> Instructions for the task: Reproduce exactly, with no pictures, each line from the opening of the material down through the line containing "const soft = '#d0d0d0';".

> Provided data:

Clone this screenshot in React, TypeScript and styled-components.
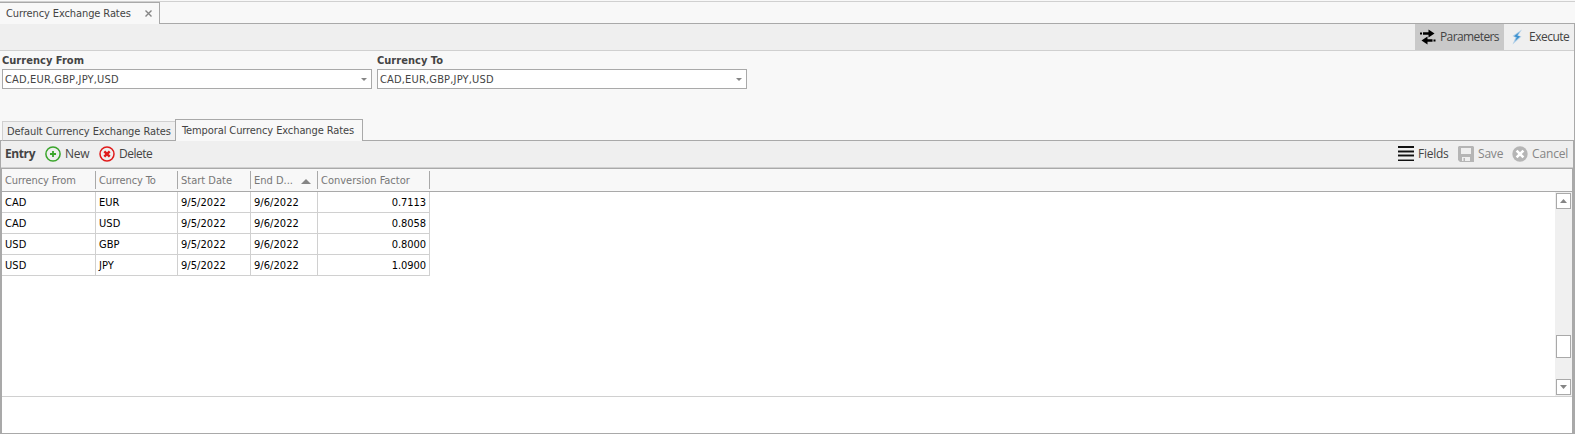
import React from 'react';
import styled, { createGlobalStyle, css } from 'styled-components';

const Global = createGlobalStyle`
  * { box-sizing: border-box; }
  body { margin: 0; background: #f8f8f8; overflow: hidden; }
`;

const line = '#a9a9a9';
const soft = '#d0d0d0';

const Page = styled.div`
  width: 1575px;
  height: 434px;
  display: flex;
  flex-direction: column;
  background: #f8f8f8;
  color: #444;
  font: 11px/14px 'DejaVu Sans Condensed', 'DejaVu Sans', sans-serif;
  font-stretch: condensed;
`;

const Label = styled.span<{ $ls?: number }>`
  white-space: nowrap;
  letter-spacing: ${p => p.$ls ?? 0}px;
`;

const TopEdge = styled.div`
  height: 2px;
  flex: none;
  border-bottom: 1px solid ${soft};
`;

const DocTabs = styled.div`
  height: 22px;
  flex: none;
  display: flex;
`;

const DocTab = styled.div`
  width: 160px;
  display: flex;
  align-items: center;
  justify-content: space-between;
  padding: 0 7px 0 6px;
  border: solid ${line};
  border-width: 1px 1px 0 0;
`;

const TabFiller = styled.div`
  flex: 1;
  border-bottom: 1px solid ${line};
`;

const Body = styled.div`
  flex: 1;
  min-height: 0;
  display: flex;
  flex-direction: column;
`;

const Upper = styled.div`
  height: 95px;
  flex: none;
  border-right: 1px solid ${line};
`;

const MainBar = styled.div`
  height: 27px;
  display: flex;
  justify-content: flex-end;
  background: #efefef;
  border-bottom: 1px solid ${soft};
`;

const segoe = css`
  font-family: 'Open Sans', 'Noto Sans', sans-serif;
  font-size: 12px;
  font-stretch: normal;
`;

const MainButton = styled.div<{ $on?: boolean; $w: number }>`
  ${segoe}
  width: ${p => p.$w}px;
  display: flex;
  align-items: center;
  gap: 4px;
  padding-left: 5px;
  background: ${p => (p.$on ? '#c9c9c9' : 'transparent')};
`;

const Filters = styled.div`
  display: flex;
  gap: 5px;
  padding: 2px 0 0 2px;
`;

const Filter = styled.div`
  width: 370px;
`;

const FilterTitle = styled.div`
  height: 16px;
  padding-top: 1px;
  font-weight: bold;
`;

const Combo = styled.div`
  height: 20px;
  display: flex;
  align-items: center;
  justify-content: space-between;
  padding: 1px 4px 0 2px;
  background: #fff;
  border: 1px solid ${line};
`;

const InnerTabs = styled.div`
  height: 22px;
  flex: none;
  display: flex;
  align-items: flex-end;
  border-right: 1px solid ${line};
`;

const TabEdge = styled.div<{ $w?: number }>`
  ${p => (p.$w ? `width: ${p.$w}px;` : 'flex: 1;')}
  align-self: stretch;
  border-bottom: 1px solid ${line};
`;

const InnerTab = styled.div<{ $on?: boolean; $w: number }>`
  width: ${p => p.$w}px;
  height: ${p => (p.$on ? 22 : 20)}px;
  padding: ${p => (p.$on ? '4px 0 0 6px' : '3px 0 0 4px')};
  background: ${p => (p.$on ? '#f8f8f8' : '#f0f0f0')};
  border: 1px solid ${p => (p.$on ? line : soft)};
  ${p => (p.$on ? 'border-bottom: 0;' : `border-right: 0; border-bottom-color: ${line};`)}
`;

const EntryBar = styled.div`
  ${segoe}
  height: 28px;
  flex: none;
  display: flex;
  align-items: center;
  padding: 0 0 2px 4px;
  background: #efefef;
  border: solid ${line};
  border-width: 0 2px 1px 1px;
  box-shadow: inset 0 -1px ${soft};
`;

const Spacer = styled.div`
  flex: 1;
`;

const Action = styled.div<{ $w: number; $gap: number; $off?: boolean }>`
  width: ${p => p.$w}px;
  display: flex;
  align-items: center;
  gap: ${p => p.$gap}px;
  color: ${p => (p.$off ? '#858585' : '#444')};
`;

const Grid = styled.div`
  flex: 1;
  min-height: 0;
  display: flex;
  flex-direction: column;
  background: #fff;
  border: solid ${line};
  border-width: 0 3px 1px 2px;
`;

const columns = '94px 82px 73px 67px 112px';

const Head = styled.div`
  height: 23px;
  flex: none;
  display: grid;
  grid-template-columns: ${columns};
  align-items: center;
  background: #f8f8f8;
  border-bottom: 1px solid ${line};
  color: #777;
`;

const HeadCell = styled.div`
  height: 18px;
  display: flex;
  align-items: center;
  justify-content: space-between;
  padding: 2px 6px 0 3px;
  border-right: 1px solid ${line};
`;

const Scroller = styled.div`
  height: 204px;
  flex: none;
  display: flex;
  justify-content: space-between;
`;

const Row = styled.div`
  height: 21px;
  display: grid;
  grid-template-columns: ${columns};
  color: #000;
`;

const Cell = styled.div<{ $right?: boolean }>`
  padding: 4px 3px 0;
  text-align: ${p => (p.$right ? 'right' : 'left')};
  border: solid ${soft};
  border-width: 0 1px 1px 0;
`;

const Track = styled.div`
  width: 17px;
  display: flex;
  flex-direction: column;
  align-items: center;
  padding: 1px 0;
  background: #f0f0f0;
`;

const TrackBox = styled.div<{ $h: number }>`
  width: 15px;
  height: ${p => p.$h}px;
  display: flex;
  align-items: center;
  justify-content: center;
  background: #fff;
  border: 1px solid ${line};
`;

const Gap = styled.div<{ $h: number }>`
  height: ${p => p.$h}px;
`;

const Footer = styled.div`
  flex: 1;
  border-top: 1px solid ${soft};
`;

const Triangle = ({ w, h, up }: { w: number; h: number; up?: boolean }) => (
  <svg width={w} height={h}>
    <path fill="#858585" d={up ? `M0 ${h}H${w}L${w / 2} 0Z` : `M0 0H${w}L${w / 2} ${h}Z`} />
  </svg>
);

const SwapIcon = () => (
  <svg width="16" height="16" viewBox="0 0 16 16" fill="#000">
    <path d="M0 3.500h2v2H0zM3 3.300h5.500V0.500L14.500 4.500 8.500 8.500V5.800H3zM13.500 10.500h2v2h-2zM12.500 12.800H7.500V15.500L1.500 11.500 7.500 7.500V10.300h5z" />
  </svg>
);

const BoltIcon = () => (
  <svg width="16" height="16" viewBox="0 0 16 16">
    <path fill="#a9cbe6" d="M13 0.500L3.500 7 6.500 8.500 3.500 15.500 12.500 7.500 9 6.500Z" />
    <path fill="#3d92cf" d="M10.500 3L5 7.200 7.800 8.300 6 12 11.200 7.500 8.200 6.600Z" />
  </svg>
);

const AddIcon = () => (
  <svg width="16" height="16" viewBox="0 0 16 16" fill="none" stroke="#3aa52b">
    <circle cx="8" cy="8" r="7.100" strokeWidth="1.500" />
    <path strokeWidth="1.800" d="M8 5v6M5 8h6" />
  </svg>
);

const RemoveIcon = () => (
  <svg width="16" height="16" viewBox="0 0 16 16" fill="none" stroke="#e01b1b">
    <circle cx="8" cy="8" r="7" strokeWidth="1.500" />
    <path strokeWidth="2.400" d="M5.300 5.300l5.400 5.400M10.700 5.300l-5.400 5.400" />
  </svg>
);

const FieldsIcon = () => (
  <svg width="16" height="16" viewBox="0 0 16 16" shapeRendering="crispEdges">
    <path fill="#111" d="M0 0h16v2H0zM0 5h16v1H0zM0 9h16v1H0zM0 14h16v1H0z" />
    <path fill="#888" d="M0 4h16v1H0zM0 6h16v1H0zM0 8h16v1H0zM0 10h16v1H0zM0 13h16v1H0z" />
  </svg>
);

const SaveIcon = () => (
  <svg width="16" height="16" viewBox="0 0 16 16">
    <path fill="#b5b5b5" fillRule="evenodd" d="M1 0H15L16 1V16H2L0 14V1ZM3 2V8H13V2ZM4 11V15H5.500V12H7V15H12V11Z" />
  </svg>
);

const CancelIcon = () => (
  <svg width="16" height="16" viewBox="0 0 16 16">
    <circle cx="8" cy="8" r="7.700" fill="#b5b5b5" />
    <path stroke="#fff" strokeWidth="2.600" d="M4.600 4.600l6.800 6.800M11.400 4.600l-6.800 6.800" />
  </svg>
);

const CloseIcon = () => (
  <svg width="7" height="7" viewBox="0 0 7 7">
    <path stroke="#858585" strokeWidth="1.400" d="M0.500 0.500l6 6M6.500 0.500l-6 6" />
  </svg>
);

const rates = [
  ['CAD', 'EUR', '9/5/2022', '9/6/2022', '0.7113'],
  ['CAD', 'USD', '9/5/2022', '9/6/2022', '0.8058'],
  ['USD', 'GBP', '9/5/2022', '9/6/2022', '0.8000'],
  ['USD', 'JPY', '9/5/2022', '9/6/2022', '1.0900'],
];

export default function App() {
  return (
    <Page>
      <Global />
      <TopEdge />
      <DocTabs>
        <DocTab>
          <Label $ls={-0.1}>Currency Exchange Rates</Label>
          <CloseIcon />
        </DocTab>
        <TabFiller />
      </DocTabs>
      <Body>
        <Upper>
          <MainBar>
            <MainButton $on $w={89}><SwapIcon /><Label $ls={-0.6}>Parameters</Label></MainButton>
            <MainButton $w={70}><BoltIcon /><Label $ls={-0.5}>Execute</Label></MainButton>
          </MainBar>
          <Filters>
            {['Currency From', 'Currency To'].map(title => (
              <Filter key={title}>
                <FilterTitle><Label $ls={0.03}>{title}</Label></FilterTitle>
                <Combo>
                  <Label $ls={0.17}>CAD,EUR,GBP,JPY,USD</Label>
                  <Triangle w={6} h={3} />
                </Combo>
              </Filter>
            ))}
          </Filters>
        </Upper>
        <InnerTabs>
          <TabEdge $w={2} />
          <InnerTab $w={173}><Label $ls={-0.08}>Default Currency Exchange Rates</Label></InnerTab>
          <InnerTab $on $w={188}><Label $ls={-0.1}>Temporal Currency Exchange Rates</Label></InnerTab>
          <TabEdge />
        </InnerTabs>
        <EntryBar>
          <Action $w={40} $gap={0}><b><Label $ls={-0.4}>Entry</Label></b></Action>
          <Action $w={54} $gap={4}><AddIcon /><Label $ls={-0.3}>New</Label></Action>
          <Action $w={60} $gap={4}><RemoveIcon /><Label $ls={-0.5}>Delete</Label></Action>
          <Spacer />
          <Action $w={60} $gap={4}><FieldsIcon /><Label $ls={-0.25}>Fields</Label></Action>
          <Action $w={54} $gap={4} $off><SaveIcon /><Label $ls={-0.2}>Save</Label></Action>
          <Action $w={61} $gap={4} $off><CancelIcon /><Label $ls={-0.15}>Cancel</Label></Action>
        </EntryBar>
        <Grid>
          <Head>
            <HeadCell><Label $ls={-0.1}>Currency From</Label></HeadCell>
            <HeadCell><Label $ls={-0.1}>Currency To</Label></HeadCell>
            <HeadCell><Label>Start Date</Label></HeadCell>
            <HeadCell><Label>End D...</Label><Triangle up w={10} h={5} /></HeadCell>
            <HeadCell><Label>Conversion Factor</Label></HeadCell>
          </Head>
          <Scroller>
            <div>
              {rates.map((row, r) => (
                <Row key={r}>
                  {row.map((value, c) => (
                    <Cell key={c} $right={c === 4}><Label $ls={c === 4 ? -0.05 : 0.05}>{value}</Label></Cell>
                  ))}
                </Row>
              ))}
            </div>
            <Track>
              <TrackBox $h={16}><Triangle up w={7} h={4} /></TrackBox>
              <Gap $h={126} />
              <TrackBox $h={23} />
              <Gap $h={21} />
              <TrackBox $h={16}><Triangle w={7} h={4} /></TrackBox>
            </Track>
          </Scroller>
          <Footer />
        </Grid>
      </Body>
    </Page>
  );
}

> In response:
Clone this screenshot in React, TypeScript and styled-components.
import React from 'react';
import styled, { createGlobalStyle, css } from 'styled-components';

const Global = createGlobalStyle`
  * { box-sizing: border-box; }
  body { margin: 0; background: #f8f8f8; overflow: hidden; }
`;

const line = '#a9a9a9';
const soft = '#d0d0d0';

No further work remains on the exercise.